Short exercise | Pick out and copy every line below that has the word "React".

Collected material |
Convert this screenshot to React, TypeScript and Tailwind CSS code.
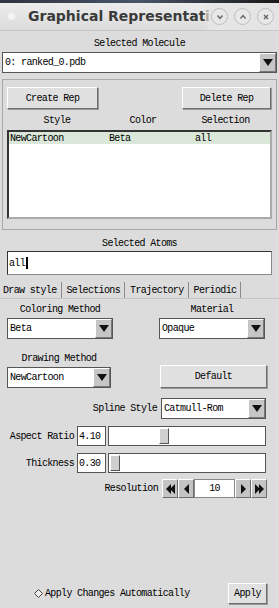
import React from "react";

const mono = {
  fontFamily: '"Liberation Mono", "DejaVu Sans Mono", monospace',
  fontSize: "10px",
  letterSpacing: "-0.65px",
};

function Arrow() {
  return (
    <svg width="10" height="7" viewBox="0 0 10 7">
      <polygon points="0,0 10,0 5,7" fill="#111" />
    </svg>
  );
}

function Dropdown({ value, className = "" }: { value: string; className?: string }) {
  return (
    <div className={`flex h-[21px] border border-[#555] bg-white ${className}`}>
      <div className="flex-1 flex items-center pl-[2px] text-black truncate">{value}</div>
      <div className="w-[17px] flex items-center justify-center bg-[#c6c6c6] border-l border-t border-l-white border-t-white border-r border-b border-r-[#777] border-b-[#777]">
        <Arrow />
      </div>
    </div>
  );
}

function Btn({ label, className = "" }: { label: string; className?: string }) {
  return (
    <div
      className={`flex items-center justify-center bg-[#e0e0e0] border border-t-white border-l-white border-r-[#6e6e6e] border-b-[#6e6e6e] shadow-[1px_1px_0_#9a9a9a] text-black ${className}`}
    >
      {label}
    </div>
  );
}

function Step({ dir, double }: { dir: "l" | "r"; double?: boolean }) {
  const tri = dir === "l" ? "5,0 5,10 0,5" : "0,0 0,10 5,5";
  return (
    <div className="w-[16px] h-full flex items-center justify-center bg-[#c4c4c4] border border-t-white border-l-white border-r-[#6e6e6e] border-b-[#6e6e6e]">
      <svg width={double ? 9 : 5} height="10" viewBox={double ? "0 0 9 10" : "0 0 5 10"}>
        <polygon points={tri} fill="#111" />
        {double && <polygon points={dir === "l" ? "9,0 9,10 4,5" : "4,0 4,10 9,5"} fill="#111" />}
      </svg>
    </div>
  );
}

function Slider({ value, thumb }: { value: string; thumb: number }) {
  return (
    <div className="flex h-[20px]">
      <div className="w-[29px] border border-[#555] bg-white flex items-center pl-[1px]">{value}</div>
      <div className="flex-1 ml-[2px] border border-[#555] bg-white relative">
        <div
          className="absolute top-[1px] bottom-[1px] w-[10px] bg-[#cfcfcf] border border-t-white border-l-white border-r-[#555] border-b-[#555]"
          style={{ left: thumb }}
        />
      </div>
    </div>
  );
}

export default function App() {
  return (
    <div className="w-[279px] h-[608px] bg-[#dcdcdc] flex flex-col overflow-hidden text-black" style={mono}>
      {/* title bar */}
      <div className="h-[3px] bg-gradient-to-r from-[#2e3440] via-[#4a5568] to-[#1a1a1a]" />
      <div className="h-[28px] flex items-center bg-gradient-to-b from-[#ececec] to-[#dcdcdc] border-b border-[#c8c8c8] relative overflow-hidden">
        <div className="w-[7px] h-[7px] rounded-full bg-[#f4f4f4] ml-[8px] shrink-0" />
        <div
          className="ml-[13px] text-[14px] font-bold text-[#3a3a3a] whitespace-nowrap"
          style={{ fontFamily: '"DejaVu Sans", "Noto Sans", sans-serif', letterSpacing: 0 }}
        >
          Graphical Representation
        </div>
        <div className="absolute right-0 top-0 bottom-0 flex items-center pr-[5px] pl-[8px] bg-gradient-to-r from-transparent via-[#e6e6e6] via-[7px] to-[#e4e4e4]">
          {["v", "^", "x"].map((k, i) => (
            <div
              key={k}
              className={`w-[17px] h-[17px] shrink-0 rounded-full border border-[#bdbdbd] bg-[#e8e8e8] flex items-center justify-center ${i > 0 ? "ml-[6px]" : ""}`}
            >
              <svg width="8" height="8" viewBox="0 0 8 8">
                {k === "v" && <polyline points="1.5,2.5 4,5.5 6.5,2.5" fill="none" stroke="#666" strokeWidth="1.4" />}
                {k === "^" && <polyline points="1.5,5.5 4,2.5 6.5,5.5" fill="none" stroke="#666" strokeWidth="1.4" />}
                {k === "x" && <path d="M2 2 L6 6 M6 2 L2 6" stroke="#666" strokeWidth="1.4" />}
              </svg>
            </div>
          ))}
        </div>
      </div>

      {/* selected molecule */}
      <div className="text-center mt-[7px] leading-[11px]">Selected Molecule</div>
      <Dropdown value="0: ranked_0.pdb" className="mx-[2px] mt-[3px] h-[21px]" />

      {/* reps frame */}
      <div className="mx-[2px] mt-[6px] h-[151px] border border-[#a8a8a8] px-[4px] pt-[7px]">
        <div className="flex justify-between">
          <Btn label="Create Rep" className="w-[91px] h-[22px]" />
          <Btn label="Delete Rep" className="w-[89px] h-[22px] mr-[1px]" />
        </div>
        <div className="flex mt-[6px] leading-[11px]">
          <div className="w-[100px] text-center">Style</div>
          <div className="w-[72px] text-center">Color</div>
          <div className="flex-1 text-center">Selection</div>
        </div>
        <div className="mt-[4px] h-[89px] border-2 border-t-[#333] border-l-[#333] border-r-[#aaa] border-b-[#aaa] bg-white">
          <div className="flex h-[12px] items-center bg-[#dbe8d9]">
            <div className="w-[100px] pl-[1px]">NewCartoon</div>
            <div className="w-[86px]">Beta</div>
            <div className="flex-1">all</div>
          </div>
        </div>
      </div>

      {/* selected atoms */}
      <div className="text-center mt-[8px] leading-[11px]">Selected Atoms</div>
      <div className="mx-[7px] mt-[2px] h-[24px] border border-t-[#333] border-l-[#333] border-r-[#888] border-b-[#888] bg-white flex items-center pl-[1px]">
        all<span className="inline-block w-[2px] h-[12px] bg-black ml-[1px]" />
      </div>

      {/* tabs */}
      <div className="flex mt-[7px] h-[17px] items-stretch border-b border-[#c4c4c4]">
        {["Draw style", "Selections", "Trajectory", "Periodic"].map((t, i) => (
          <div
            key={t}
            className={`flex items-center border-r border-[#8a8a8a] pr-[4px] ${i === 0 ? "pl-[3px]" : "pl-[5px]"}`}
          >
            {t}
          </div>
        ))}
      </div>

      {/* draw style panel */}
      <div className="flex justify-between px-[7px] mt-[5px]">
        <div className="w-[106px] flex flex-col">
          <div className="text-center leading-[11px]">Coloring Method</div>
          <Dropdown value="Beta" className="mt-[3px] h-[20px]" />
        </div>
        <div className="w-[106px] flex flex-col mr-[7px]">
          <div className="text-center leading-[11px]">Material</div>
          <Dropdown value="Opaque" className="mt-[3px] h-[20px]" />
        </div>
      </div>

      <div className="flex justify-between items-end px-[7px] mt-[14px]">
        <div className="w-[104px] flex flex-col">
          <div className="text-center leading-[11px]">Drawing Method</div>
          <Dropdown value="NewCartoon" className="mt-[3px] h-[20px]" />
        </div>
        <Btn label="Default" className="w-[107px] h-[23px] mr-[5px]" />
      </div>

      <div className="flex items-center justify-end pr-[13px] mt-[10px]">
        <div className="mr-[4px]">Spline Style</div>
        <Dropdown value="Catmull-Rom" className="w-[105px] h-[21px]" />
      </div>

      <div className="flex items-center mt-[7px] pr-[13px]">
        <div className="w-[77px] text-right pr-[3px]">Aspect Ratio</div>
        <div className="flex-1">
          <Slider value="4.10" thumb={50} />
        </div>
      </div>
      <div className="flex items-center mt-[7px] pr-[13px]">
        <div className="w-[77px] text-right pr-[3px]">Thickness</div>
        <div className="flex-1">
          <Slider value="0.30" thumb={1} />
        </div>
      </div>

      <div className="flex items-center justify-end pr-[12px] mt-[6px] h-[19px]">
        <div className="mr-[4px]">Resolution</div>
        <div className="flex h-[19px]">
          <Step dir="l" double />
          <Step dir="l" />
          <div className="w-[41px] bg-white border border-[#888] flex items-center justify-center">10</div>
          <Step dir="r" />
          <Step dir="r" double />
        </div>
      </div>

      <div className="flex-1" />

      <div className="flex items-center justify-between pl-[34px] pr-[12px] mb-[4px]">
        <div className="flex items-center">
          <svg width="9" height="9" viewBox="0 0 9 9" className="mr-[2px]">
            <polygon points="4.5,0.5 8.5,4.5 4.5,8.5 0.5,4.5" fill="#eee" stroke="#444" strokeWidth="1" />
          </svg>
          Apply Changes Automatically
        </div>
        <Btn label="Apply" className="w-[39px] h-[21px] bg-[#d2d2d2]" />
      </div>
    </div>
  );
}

Task output |
Convert this screenshot to React, TypeScript and Tailwind CSS code.
import React from "react";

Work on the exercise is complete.